* _Dataset extract_
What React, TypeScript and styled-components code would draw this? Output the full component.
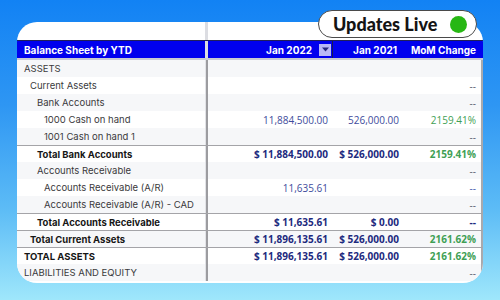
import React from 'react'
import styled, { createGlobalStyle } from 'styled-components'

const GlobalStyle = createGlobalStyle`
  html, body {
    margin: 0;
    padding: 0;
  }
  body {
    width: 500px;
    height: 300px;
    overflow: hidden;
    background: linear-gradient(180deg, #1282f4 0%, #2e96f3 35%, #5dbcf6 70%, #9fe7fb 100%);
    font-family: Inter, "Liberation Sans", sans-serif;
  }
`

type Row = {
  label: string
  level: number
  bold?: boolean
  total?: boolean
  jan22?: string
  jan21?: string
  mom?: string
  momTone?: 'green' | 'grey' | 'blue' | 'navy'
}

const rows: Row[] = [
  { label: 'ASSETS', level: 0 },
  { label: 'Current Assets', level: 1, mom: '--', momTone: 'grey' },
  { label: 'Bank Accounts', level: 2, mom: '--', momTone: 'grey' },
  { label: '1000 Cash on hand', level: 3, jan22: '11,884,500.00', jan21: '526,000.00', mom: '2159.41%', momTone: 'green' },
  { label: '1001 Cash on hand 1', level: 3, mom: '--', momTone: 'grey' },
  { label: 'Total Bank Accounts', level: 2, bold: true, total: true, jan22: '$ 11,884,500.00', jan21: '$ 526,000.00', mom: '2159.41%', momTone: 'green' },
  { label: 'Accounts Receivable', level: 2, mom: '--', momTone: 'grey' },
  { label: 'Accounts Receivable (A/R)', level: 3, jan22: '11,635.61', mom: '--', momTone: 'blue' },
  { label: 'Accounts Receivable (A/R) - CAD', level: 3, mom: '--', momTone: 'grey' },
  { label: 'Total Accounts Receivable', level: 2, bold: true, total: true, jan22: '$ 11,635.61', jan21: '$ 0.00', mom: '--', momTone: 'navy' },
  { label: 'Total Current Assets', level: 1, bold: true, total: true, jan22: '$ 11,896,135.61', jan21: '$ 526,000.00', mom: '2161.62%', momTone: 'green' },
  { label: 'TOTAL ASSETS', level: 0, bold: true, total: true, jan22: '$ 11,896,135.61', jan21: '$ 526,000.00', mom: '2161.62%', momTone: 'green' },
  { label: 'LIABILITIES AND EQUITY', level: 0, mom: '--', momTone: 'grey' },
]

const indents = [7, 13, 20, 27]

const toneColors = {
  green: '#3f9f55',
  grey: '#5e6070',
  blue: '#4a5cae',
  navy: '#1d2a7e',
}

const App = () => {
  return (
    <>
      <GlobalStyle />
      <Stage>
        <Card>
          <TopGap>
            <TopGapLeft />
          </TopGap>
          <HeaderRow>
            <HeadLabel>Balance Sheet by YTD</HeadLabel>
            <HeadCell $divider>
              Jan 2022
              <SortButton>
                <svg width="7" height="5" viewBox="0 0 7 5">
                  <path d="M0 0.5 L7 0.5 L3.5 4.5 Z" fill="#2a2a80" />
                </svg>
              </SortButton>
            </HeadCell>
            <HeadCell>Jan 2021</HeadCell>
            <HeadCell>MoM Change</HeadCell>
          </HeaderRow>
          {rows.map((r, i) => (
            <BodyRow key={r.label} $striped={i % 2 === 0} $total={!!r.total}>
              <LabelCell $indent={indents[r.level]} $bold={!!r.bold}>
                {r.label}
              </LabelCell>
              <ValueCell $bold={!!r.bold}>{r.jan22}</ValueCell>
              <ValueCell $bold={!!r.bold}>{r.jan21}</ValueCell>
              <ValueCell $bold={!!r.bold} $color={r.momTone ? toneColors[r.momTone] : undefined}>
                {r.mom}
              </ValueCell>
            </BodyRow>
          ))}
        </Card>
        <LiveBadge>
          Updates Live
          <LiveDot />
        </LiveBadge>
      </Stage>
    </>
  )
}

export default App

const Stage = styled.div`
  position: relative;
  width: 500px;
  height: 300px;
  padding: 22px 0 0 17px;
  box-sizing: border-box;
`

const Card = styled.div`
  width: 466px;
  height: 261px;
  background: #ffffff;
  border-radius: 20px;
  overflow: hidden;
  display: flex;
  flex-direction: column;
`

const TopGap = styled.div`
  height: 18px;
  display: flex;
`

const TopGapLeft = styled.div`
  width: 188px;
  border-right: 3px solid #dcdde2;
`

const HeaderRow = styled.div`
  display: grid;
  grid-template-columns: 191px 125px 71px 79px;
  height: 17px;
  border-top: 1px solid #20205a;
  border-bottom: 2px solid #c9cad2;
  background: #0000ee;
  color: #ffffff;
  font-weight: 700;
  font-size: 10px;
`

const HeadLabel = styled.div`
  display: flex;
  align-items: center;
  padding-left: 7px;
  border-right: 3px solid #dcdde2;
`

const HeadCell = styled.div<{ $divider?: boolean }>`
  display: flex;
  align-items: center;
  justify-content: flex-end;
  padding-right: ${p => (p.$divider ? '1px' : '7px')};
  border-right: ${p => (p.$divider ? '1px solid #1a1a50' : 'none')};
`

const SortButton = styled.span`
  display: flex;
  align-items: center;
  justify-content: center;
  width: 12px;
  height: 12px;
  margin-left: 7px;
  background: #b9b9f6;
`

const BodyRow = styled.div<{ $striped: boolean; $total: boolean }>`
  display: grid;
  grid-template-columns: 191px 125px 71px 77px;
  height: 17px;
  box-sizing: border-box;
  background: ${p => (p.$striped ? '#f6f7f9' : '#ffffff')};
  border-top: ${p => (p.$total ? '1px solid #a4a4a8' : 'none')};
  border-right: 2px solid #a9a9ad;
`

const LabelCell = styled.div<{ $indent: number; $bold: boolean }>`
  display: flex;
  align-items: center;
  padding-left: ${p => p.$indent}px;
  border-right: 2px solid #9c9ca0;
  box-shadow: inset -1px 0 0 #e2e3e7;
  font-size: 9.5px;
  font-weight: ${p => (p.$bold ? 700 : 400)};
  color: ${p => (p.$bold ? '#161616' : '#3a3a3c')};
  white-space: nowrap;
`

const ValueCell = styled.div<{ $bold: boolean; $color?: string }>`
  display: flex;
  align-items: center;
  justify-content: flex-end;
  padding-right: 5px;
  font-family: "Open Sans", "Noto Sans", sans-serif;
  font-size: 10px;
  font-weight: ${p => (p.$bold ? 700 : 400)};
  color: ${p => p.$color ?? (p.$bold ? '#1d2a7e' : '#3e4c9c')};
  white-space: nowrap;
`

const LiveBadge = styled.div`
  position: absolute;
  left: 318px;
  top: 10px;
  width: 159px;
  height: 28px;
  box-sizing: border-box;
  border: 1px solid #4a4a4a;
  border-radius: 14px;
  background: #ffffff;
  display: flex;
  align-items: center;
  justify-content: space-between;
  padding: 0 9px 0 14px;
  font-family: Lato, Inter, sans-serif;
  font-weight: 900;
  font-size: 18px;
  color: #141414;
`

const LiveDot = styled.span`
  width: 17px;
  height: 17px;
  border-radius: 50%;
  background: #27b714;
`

* _Directions_
Where does the word "React" appear? Return each line that holds it.

* _Response below_
What React, TypeScript and styled-components code would draw this? Output the full component.
import React from 'react'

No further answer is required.